Hearsay is inadmissible unless it falls within an exception to the rule.  In the criminal context, a hearsay exception exists where a law enforcement member testifies concerning out-of-court information he read, heard, or saw during the course of an investigation to explain why he arrested a defendant or took other action.  

This testimony is not hearsay because it is offered to show the steps the officer took in his criminal investigation; not for the truth of the matter asserted. Id.   Under the course-of-investigation exception to the hearsay rule, an officer’s testimony is limited to what is necessary to explain his actions.  Beyond that, he can’t testify to the content of any statements he received in the course of the investigation.  Jovan, ¶¶ 23-28.

The challenged hearsay statements allowed in at trial were (1) the car owner’s and (2) detective’s description of the craiglist Ad’s written text and (3) their separate recitation of the Ad’s phone number and how that number led to defendant’s apprehension.  The trial court admitted this testimony not for its truth, but to show the course of the bike theft investigation and the steps taken to arrest the defendant.

The First District held that the trial court improperly allowed the testimony concerning the Ad’s content in evidence.   Ruling that the in-the-course-of-investigation exception didn’t apply, the Court pointed out that the car owner was not a member of law enforcement but was instead a lay person.  As a result, her trial testimony about what the Ad said exceeded the limits of the exception.
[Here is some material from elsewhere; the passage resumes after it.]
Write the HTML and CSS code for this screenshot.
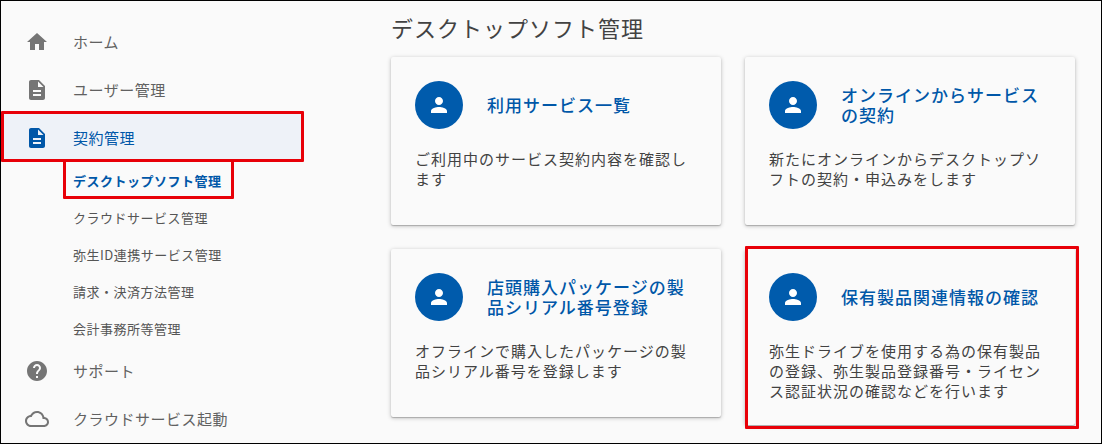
FILE: index.html
```html
<!DOCTYPE html>
<html lang="ja">
<head>
	<meta charset="UTF-8">
	<meta name="viewport" content="width=device-width, initial-scale=1">
	<title>デスクトップソフト管理</title>
	<link rel="stylesheet" href="styles.css">
</head>
<body>
<svg class="sprite" aria-hidden="true">
	<symbol id="i-home" viewBox="0 0 24 24"><path d="M10 20v-6h4v6h5v-8h3L12 3 2 12h3v8z"/></symbol>
	<symbol id="i-doc" viewBox="0 0 24 24"><path d="M14 2H6c-1.100 0-1.990.900-1.990 2L4 20c0 1.100.890 2 1.990 2H18c1.100 0 2-.900 2-2V8l-6-6zm2 16H8v-2h8v2zm0-4H8v-2h8v2zm-3-5V3.500L18.500 9H13z"/></symbol>
	<symbol id="i-help" viewBox="0 0 24 24"><path d="M12 2C6.480 2 2 6.480 2 12s4.480 10 10 10 10-4.480 10-10S17.520 2 12 2zm1 17h-2v-2h2v2zm2.070-7.750l-.900.920C13.450 12.900 13 13.500 13 15h-2v-.500c0-1.100.450-2.100 1.170-2.830l1.240-1.260c.370-.360.590-.860.590-1.410 0-1.100-.900-2-2-2s-2 .900-2 2H8c0-2.210 1.790-4 4-4s4 1.790 4 4c0 .880-.360 1.680-.930 2.250z"/></symbol>
	<symbol id="i-cloud" viewBox="0 0 24 24"><path d="M19.350 10.040C18.670 6.590 15.640 4 12 4 9.110 4 6.600 5.640 5.350 8.040 2.340 8.360 0 10.910 0 14c0 3.310 2.690 6 6 6h13c2.760 0 5-2.240 5-5 0-2.640-2.050-4.780-4.650-4.960zM19 18H6c-2.210 0-4-1.790-4-4s1.790-4 4-4h.710C7.370 7.690 9.480 6 12 6c3.040 0 5.500 2.460 5.500 5.500v.500H19c1.660 0 3 1.340 3 3s-1.340 3-3 3z"/></symbol>
	<symbol id="i-person" viewBox="0 0 24 24"><path d="M12 12c2.210 0 4-1.790 4-4s-1.790-4-4-4-4 1.790-4 4 1.790 4 4 4zm0 2c-2.670 0-8 1.340-8 4v2h16v-2c0-2.660-5.330-4-8-4z"/></symbol>
</svg>

<div class="page">
	<nav class="side">
		<a class="side-item" href="#"><svg class="icon"><use href="#i-home"/></svg>ホーム</a>
		<a class="side-item" href="#"><svg class="icon"><use href="#i-doc"/></svg>ユーザー管理</a>
		<a class="side-item active marked" href="#"><svg class="icon"><use href="#i-doc"/></svg>契約管理</a>
		<ul class="side-sub">
			<li><a class="current marked" href="#">デスクトップソフト管理</a></li>
			<li><a href="#">クラウドサービス管理</a></li>
			<li><a href="#">弥生ID連携サービス管理</a></li>
			<li><a href="#">請求・決済方法管理</a></li>
			<li><a href="#">会計事務所等管理</a></li>
		</ul>
		<a class="side-item" href="#"><svg class="icon"><use href="#i-help"/></svg>サポート</a>
		<a class="side-item" href="#"><svg class="icon"><use href="#i-cloud"/></svg>クラウドサービス起動</a>
	</nav>

	<main class="main">
		<h1>デスクトップソフト管理</h1>
		<div class="cards">
			<section class="card">
				<div class="card-head">
					<span class="avatar"><svg class="icon"><use href="#i-person"/></svg></span>
					<h2><a href="#">利用サービス一覧</a></h2>
				</div>
				<p>ご利用中のサービス契約内容を確認します</p>
			</section>
			<section class="card">
				<div class="card-head">
					<span class="avatar"><svg class="icon"><use href="#i-person"/></svg></span>
					<h2><a href="#">オンラインからサービスの契約</a></h2>
				</div>
				<p>新たにオンラインからデスクトップソフトの契約・申込みをします</p>
			</section>
			<section class="card">
				<div class="card-head">
					<span class="avatar"><svg class="icon"><use href="#i-person"/></svg></span>
					<h2><a href="#">店頭購入パッケージの製品シリアル番号登録</a></h2>
				</div>
				<p>オフラインで購入したパッケージの製品シリアル番号を登録します</p>
			</section>
			<section class="card marked">
				<div class="card-head">
					<span class="avatar"><svg class="icon"><use href="#i-person"/></svg></span>
					<h2><a href="#">保有製品関連情報の確認</a></h2>
				</div>
				<p>弥生ドライブを使用する為の保有製品の登録、弥生製品登録番号・ライセンス認証状況の確認などを行います</p>
			</section>
		</div>
	</main>
</div>
</body>
</html>
```
FILE: styles.css
```css
*{margin: 0;padding: 0;box-sizing: border-box;}
body{
	background-color: #fafafa;
	color: #424242;
	font-family: "Noto Sans CJK JP", sans-serif;
	font-size: 16px;
	letter-spacing: 0.03125em;
}
a{color: inherit;text-decoration: none;}
ul{list-style: none;}
.sprite{display: none;}
.icon{
	flex: none;
	width: 24px;
	height: 24px;
	fill: currentColor;
}
.page{
	display: flex;
	min-height: 100vh;
	border: 1px solid #000;
}

/* side menu */
.side{
	flex: none;
	width: 300px;
	padding-top: 17px;
}
.side-item{
	display: flex;
	align-items: center;
	gap: 24px;
	height: 48px;
	padding: 0 24px;
	color: #616161;
	font-size: 15px;
	line-height: 20px;
}
.side-item .icon{color: #757575;}
.side-item.active{background-color: #eef2f8;}
.side-item.active,
.side-item.active .icon{color: #0057a8;}
.side-sub{
	padding-left: 72px;
	color: #555;
	font-size: 13px;
	line-height: 37px;
}
.side-sub a{display: inline-block;vertical-align: top;}
.side-sub .current{color: #0057a8;font-weight: bold;}

/* main */
.main{
	flex: 1;
	padding: 10px 26px 16px 90px;
}
h1{
	margin-bottom: 14px;
	font-size: 22px;
	font-weight: normal;
	line-height: 32px;
	letter-spacing: 1px;
}
.cards{
	display: grid;
	grid-template-columns: 1fr 1fr;
	align-items: start;
	gap: 24px;
	letter-spacing: 1px;
}
.card{
	min-height: 168px;
	padding: 24px;
	border-radius: 2px;
	box-shadow: 0 1px 4px rgba(0, 0, 0, 0.25), 0 1px 1px rgba(0, 0, 0, 0.2);
}
.card-head{
	display: flex;
	align-items: center;
	gap: 24px;
	margin-bottom: 20px;
}
.avatar{
	display: flex;
	flex: none;
	align-items: center;
	justify-content: center;
	width: 48px;
	height: 48px;
	border-radius: 50%;
	background-color: #005bac;
	color: #fff;
}
.card h2{
	color: #0057a8;
	font-size: 17px;
	font-weight: 500;
	line-height: 20px;
}
.card p{font-size: 15px;line-height: 20px;}

/* red frames laid over the marked items */
.marked{position: relative;}
.marked::after{
	content: "";
	position: absolute;
	top: -3px;
	right: -3px;
	bottom: 0;
	left: 0;
	border: 3px solid #e80008;
	border-radius: 1px;
	pointer-events: none;
}
.side-sub .marked::after{
	right: -12px;
	left: -10px;
}
.card.marked::after{
	right: -4px;
	bottom: -4px;
}
```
The Court also found the detective’s testimony exceeded the scope of the course of investigation hearsay rule.  He testified that he relied on the Ad to locate the subject bike and used the Ad’s phone number to connect that number to the defendant.  The detective should have stopped there (since that testimony satisfied the exception).

But he went further: he also testified that his friend (the car owner) told him that the bike was being sold on craiglist, that he called the number on the Ad and that defendant’s cell phone rang when he called.  The detective violated the hearsay rule by relying on the out-of-court statements – namely, the car owner’s description of the Ad and the phone number and picture featured on the Ad.  The Court found that the Ad’s specifics were improper hearsay and should have been excluded by the trial court.

Afterword:

Jovan is interesting for its discussion of an atypical hearsay exception (at least in the civil litigation context).  The  course-of-investigation hearsay exception is broad but not without limits. Curiously, the State didn’t use the actual craiglist Ad at trial.

I was left wondering why it didn’t try to get the Ad into evidence under IRE 902’s self-authenticating rules for newspapers and periodicals.  I would think craiglist is enough of a ‘Net household name – and similar enough to a generally circulated “newspaper” – that a print-out from the site would be  sufficiently trustworthy to be utilized at trial.  Jovan is also unique in the sense that the First District acknowledges that there was enough circumstantial evidence – aside from  the craiglist Ad – to convict the defendant.

Even so, since the trial court relied so heavily on out-of-court evidence (the Ad), the conviction was reversed.